==== Recorded data ====

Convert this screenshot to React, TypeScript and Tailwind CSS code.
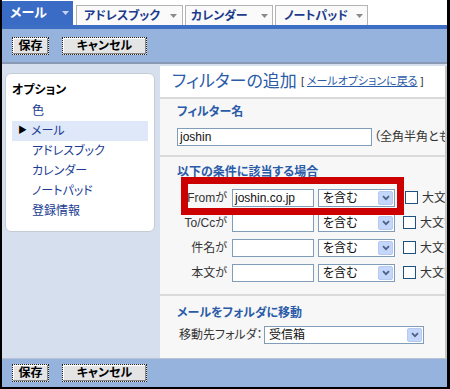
import React from "react";

function TabArrow({ light }: { light?: boolean }) {
  return (
    <svg width="7" height="4" viewBox="0 0 7 4" className="shrink-0">
      <path d="M0 0H7L3.5 4Z" fill={light ? "#c8d4ee" : "#8a8a8a"} />
    </svg>
  );
}

function Chevron() {
  return (
    <svg width="8" height="6" viewBox="0 0 8 6">
      <path d="M1 1.2L4 4.2L7 1.2" stroke="#4d6185" strokeWidth="1.8" fill="none" />
    </svg>
  );
}

function Select({ className, text }: { className: string; text: string }) {
  return (
    <div className={"flex h-[18px] items-stretch border border-[#7f9db9] bg-white " + className}>
      <div className="flex-1 pl-[4px] text-[12px] leading-[16px] text-[#111]">{text}</div>
      <div className="m-[1px] flex w-[15px] items-center justify-center rounded-[2px] border border-[#b6c9f3] bg-[#c5d6fb]">
        <Chevron />
      </div>
    </div>
  );
}

function Btn({ className, label }: { className: string; label: string }) {
  return (
    <div
      className={
        "flex h-[18px] items-center justify-center border border-dotted border-[#222] bg-[#e4e4e4] text-[12px] font-bold text-black shadow-[inset_-1px_-1px_0_#8a8a8a,inset_1px_1px_0_#fff] " +
        className
      }
    >
      {label}
    </div>
  );
}

function Checkbox({ extra }: { extra?: string }) {
  return <div className={"h-[13px] w-[13px] shrink-0 border border-[#1c5180] bg-white " + (extra ?? "")} />;
}

function CondRow({ label, value, first }: { label: string; value: string; first?: boolean }) {
  return (
    <div className="flex h-[25px] items-center whitespace-nowrap">
      <div className="w-[50px] shrink-0 text-right text-[12px] text-[#333]">{label}</div>
      <div className="ml-[5px] flex h-[18px] w-[82px] shrink-0 items-center border border-[#7f9db9] bg-white pl-[2px] text-[12px] text-[#111]">
        {value}
      </div>
      <Select className="ml-[4px] w-[77px] shrink-0" text="を含む" />
      <Checkbox extra={first ? "ml-[10px]" : "ml-[8px]"} />
      <div className="ml-[4px] text-[12px] text-[#333]">大文字小文字を区別する</div>
    </div>
  );
}

export default function App() {
  const sideItems = ["色", "メール", "アドレスブック", "カレンダー", "ノートパッド", "登録情報"];
  return (
    <div className="flex h-[389px] w-[450px] flex-col overflow-hidden border-b-2 border-l-2 border-r-[3px] border-black bg-white font-['Liberation_Sans','Noto_Sans_CJK_JP',sans-serif] [font-feature-settings:'palt']">
      {/* Tabs */}
      <div className="flex h-[25px] items-end bg-white">
        <div className="flex h-[24px] w-[71px] items-center bg-[#3a6cc6] pl-[8px] pr-[4px]">
          <span className="flex-1 text-[13px] font-bold text-white">メール</span>
          <TabArrow light />
        </div>
        <div className="ml-[3px] flex h-[20px] w-[107px] items-center border border-b-0 border-[#b4b4b4] bg-[#fafafa] pl-[7px] pr-[5px]">
          <span className="flex-1 text-[12px] font-bold text-[#1d3b8c]">アドレスブック</span>
          <TabArrow />
        </div>
        <div className="ml-[2px] flex h-[20px] w-[88px] items-center border border-b-0 border-[#b4b4b4] bg-[#fafafa] pl-[5px] pr-[4px]">
          <span className="flex-1 text-[12px] font-bold text-[#1d3b8c]">カレンダー</span>
          <TabArrow />
        </div>
        <div className="ml-[2px] flex h-[20px] w-[93px] items-center border border-b-0 border-[#b4b4b4] bg-[#fafafa] pl-[8px] pr-[4px]">
          <span className="flex-1 text-[12px] font-bold text-[#1d3b8c]">ノートパッド</span>
          <TabArrow />
        </div>
      </div>
      <div className="h-[4px] bg-[#3c6ec4]" />
      {/* Toolbar */}
      <div className="flex h-[33px] items-center gap-[13px] bg-[#96b3de] pl-[10px]">
        <Btn className="w-[37px]" label="保存" />
        <Btn className="w-[85px]" label="キャンセル" />
      </div>
      <div className="h-[2px] bg-[#8a9ab4]" />
      {/* Body */}
      <div className="flex min-h-0 flex-1 bg-[#d6dfed]">
        <div className="ml-[3px] mt-[9px] h-[159px] w-[150px] shrink-0 rounded-[6px] border border-[#c6ccd6] bg-white pt-[6px]">
          <div className="pl-[6px] text-[12px] font-bold leading-[20px] text-black">オプション</div>
          <div className="mt-[1px] flex flex-col">
            {sideItems.map((it) => (
              <div
                key={it}
                className={
                  "mx-[6px] flex h-[20px] items-center text-[12px] text-[#1a3c94] " +
                  (it === "メール" ? "bg-[#dfe8f8]" : "")
                }
              >
                {it === "メール" ? (
                  <span className="ml-[6px] mr-[4px] text-[9px] text-black">▶</span>
                ) : (
                  <span className="w-[20px]" />
                )}
                {it}
              </div>
            ))}
          </div>
        </div>
        {/* Main panel */}
        <div className="ml-[5px] mt-[2px] flex min-w-0 flex-1 flex-col overflow-hidden border-r-2 border-[#c4c4c4] bg-[#f7f7f7]">
          <div className="flex h-[31px] shrink-0 items-center whitespace-nowrap bg-white pl-[12px]">
            <span className="text-[17px] leading-[20px] text-[#2a5ba8]">フィルターの追加</span>
            <span className="ml-[4px] text-[11px] text-[#333]">[</span>
            <span className="ml-[3px] text-[11px] text-[#2a5ba8] underline">メールオプションに戻る</span>
            <span className="ml-[3px] text-[11px] text-[#333]">]</span>
          </div>
          <div className="h-[2px] shrink-0 bg-[#dadada]" />
          {/* Section 1 */}
          <div className="h-[56px] shrink-0 whitespace-nowrap pl-[17px] pt-[5px]">
            <div className="text-[12px] font-bold leading-[16px] text-[#2a5ba8]">フィルター名</div>
            <div className="mt-[8px] flex items-center">
              <div className="flex h-[18px] w-[195px] shrink-0 items-center border border-[#7f9db9] bg-white pl-[2px] text-[12px] text-[#111]">
                joshin
              </div>
              <span className="ml-[2px] text-[12px] text-[#333]">（全角半角ともに可）</span>
            </div>
          </div>
          <div className="h-[2px] shrink-0 bg-[#dadada]" />
          {/* Section 2 */}
          <div className="relative h-[137px] shrink-0 pl-[17px] pt-[7px]">
            <div className="text-[12px] font-bold leading-[16px] text-[#2a5ba8]">以下の条件に該当する場合</div>
            <div className="mt-[5px] flex flex-col">
              <CondRow label="Fromが" value="joshin.co.jp" first />
              <CondRow label="To/Ccが" value="" />
              <CondRow label="件名が" value="" />
              <CondRow label="本文が" value="" />
            </div>
            <div className="pointer-events-none absolute left-[21px] top-[20px] h-[38px] w-[223px] border-[7px] border-[#cc0000]" />
          </div>
          <div className="h-[2px] shrink-0 bg-[#dadada]" />
          {/* Section 3 */}
          <div className="flex-1 whitespace-nowrap pl-[17px] pt-[9px]">
            <div className="text-[12px] font-bold leading-[16px] text-[#2a5ba8]">メールをフォルダに移動</div>
            <div className="mt-[5px] flex items-center">
              <span className="ml-[2px] w-[85px] text-[12px] text-[#333]">移動先フォルダ：</span>
              <Select className="w-[160px] shrink-0" text="受信箱" />
            </div>
          </div>
        </div>
      </div>
      {/* Bottom bar */}
      <div className="h-[1px] bg-[#b8c2d2]" />
      <div className="flex h-[28px] items-center gap-[13px] bg-[#96b3de] pl-[10px]">
        <Btn className="w-[37px]" label="保存" />
        <Btn className="w-[85px]" label="キャンセル" />
      </div>
    </div>
  );
}
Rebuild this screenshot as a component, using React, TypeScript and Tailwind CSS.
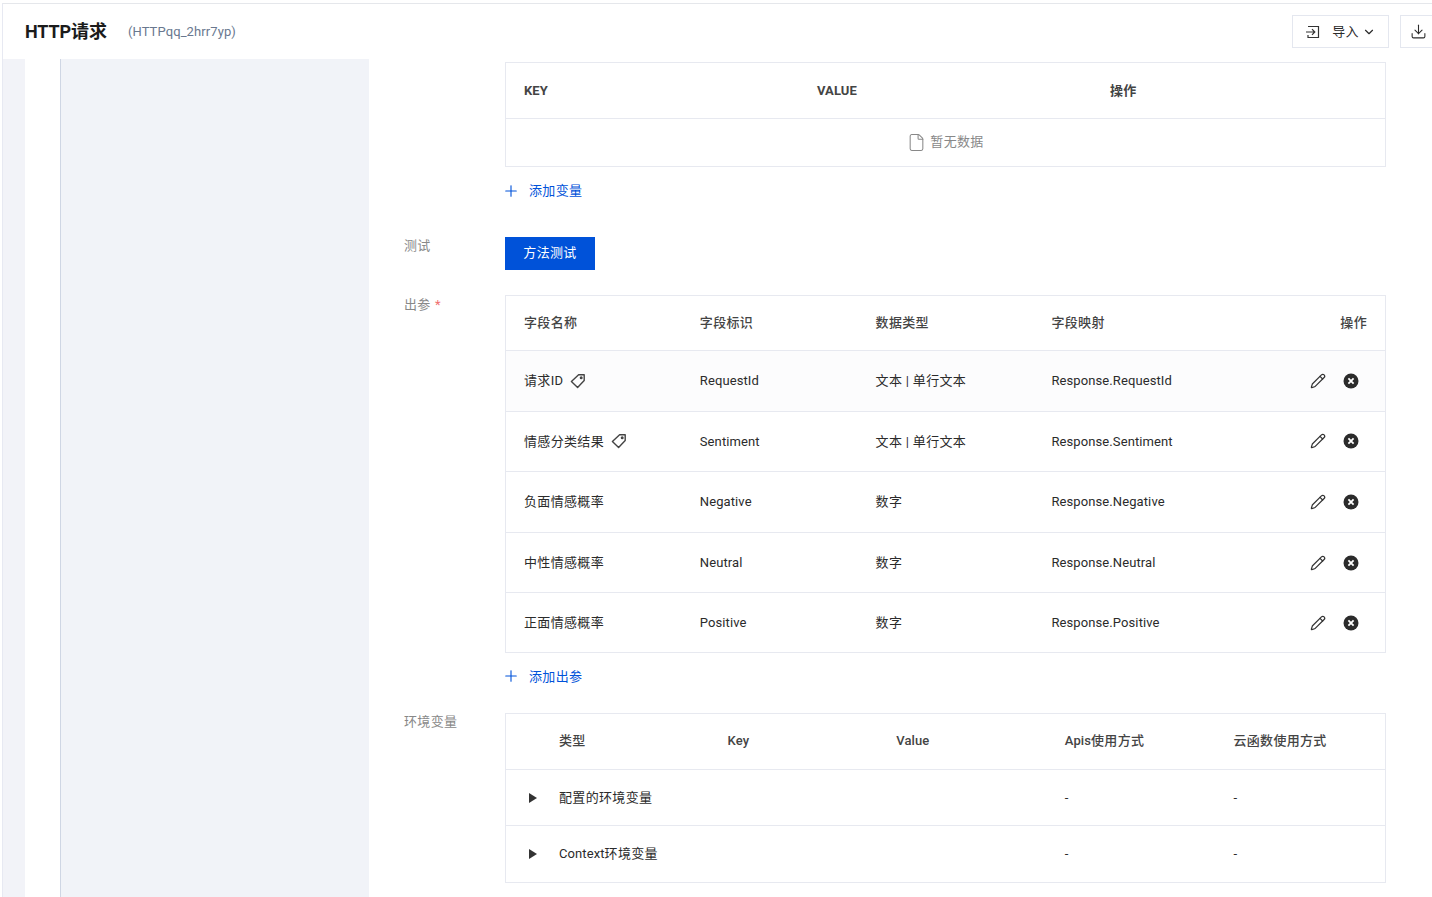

====

**What you are asked to do**
Except for the pictures, give all the material above again verbatim.

**The solution**
Convert this screenshot to React, TypeScript and Tailwind CSS code.
import React from "react";

function TabArrow({ light }: { light?: boolean }) {
  return (
    <svg width="7" height="4" viewBox="0 0 7 4" className="shrink-0">
      <path d="M0 0H7L3.5 4Z" fill={light ? "#c8d4ee" : "#8a8a8a"} />
    </svg>
  );
}

function Chevron() {
  return (
    <svg width="8" height="6" viewBox="0 0 8 6">
      <path d="M1 1.2L4 4.2L7 1.2" stroke="#4d6185" strokeWidth="1.8" fill="none" />
    </svg>
  );
}

function Select({ className, text }: { className: string; text: string }) {
  return (
    <div className={"flex h-[18px] items-stretch border border-[#7f9db9] bg-white " + className}>
      <div className="flex-1 pl-[4px] text-[12px] leading-[16px] text-[#111]">{text}</div>
      <div className="m-[1px] flex w-[15px] items-center justify-center rounded-[2px] border border-[#b6c9f3] bg-[#c5d6fb]">
        <Chevron />
      </div>
    </div>
  );
}

function Btn({ className, label }: { className: string; label: string }) {
  return (
    <div
      className={
        "flex h-[18px] items-center justify-center border border-dotted border-[#222] bg-[#e4e4e4] text-[12px] font-bold text-black shadow-[inset_-1px_-1px_0_#8a8a8a,inset_1px_1px_0_#fff] " +
        className
      }
    >
      {label}
    </div>
  );
}

function Checkbox({ extra }: { extra?: string }) {
  return <div className={"h-[13px] w-[13px] shrink-0 border border-[#1c5180] bg-white " + (extra ?? "")} />;
}

function CondRow({ label, value, first }: { label: string; value: string; first?: boolean }) {
  return (
    <div className="flex h-[25px] items-center whitespace-nowrap">
      <div className="w-[50px] shrink-0 text-right text-[12px] text-[#333]">{label}</div>
      <div className="ml-[5px] flex h-[18px] w-[82px] shrink-0 items-center border border-[#7f9db9] bg-white pl-[2px] text-[12px] text-[#111]">
        {value}
      </div>
      <Select className="ml-[4px] w-[77px] shrink-0" text="を含む" />
      <Checkbox extra={first ? "ml-[10px]" : "ml-[8px]"} />
      <div className="ml-[4px] text-[12px] text-[#333]">大文字小文字を区別する</div>
    </div>
  );
}

export default function App() {
  const sideItems = ["色", "メール", "アドレスブック", "カレンダー", "ノートパッド", "登録情報"];
  return (
    <div className="flex h-[389px] w-[450px] flex-col overflow-hidden border-b-2 border-l-2 border-r-[3px] border-black bg-white font-['Liberation_Sans','Noto_Sans_CJK_JP',sans-serif] [font-feature-settings:'palt']">
      {/* Tabs */}
      <div className="flex h-[25px] items-end bg-white">
        <div className="flex h-[24px] w-[71px] items-center bg-[#3a6cc6] pl-[8px] pr-[4px]">
          <span className="flex-1 text-[13px] font-bold text-white">メール</span>
          <TabArrow light />
        </div>
        <div className="ml-[3px] flex h-[20px] w-[107px] items-center border border-b-0 border-[#b4b4b4] bg-[#fafafa] pl-[7px] pr-[5px]">
          <span className="flex-1 text-[12px] font-bold text-[#1d3b8c]">アドレスブック</span>
          <TabArrow />
        </div>
        <div className="ml-[2px] flex h-[20px] w-[88px] items-center border border-b-0 border-[#b4b4b4] bg-[#fafafa] pl-[5px] pr-[4px]">
          <span className="flex-1 text-[12px] font-bold text-[#1d3b8c]">カレンダー</span>
          <TabArrow />
        </div>
        <div className="ml-[2px] flex h-[20px] w-[93px] items-center border border-b-0 border-[#b4b4b4] bg-[#fafafa] pl-[8px] pr-[4px]">
          <span className="flex-1 text-[12px] font-bold text-[#1d3b8c]">ノートパッド</span>
          <TabArrow />
        </div>
      </div>
      <div className="h-[4px] bg-[#3c6ec4]" />
      {/* Toolbar */}
      <div className="flex h-[33px] items-center gap-[13px] bg-[#96b3de] pl-[10px]">
        <Btn className="w-[37px]" label="保存" />
        <Btn className="w-[85px]" label="キャンセル" />
      </div>
      <div className="h-[2px] bg-[#8a9ab4]" />
      {/* Body */}
      <div className="flex min-h-0 flex-1 bg-[#d6dfed]">
        <div className="ml-[3px] mt-[9px] h-[159px] w-[150px] shrink-0 rounded-[6px] border border-[#c6ccd6] bg-white pt-[6px]">
          <div className="pl-[6px] text-[12px] font-bold leading-[20px] text-black">オプション</div>
          <div className="mt-[1px] flex flex-col">
            {sideItems.map((it) => (
              <div
                key={it}
                className={
                  "mx-[6px] flex h-[20px] items-center text-[12px] text-[#1a3c94] " +
                  (it === "メール" ? "bg-[#dfe8f8]" : "")
                }
              >
                {it === "メール" ? (
                  <span className="ml-[6px] mr-[4px] text-[9px] text-black">▶</span>
                ) : (
                  <span className="w-[20px]" />
                )}
                {it}
              </div>
            ))}
          </div>
        </div>
        {/* Main panel */}
        <div className="ml-[5px] mt-[2px] flex min-w-0 flex-1 flex-col overflow-hidden border-r-2 border-[#c4c4c4] bg-[#f7f7f7]">
          <div className="flex h-[31px] shrink-0 items-center whitespace-nowrap bg-white pl-[12px]">
            <span className="text-[17px] leading-[20px] text-[#2a5ba8]">フィルターの追加</span>
            <span className="ml-[4px] text-[11px] text-[#333]">[</span>
            <span className="ml-[3px] text-[11px] text-[#2a5ba8] underline">メールオプションに戻る</span>
            <span className="ml-[3px] text-[11px] text-[#333]">]</span>
          </div>
          <div className="h-[2px] shrink-0 bg-[#dadada]" />
          {/* Section 1 */}
          <div className="h-[56px] shrink-0 whitespace-nowrap pl-[17px] pt-[5px]">
            <div className="text-[12px] font-bold leading-[16px] text-[#2a5ba8]">フィルター名</div>
            <div className="mt-[8px] flex items-center">
              <div className="flex h-[18px] w-[195px] shrink-0 items-center border border-[#7f9db9] bg-white pl-[2px] text-[12px] text-[#111]">
                joshin
              </div>
              <span className="ml-[2px] text-[12px] text-[#333]">（全角半角ともに可）</span>
            </div>
          </div>
          <div className="h-[2px] shrink-0 bg-[#dadada]" />
          {/* Section 2 */}
          <div className="relative h-[137px] shrink-0 pl-[17px] pt-[7px]">
            <div className="text-[12px] font-bold leading-[16px] text-[#2a5ba8]">以下の条件に該当する場合</div>
            <div className="mt-[5px] flex flex-col">
              <CondRow label="Fromが" value="joshin.co.jp" first />
              <CondRow label="To/Ccが" value="" />
              <CondRow label="件名が" value="" />
              <CondRow label="本文が" value="" />
            </div>
            <div className="pointer-events-none absolute left-[21px] top-[20px] h-[38px] w-[223px] border-[7px] border-[#cc0000]" />
          </div>
          <div className="h-[2px] shrink-0 bg-[#dadada]" />
          {/* Section 3 */}
          <div className="flex-1 whitespace-nowrap pl-[17px] pt-[9px]">
            <div className="text-[12px] font-bold leading-[16px] text-[#2a5ba8]">メールをフォルダに移動</div>
            <div className="mt-[5px] flex items-center">
              <span className="ml-[2px] w-[85px] text-[12px] text-[#333]">移動先フォルダ：</span>
              <Select className="w-[160px] shrink-0" text="受信箱" />
            </div>
          </div>
        </div>
      </div>
      {/* Bottom bar */}
      <div className="h-[1px] bg-[#b8c2d2]" />
      <div className="flex h-[28px] items-center gap-[13px] bg-[#96b3de] pl-[10px]">
        <Btn className="w-[37px]" label="保存" />
        <Btn className="w-[85px]" label="キャンセル" />
      </div>
    </div>
  );
}
Rebuild this screenshot as a component, using React, TypeScript and Tailwind CSS.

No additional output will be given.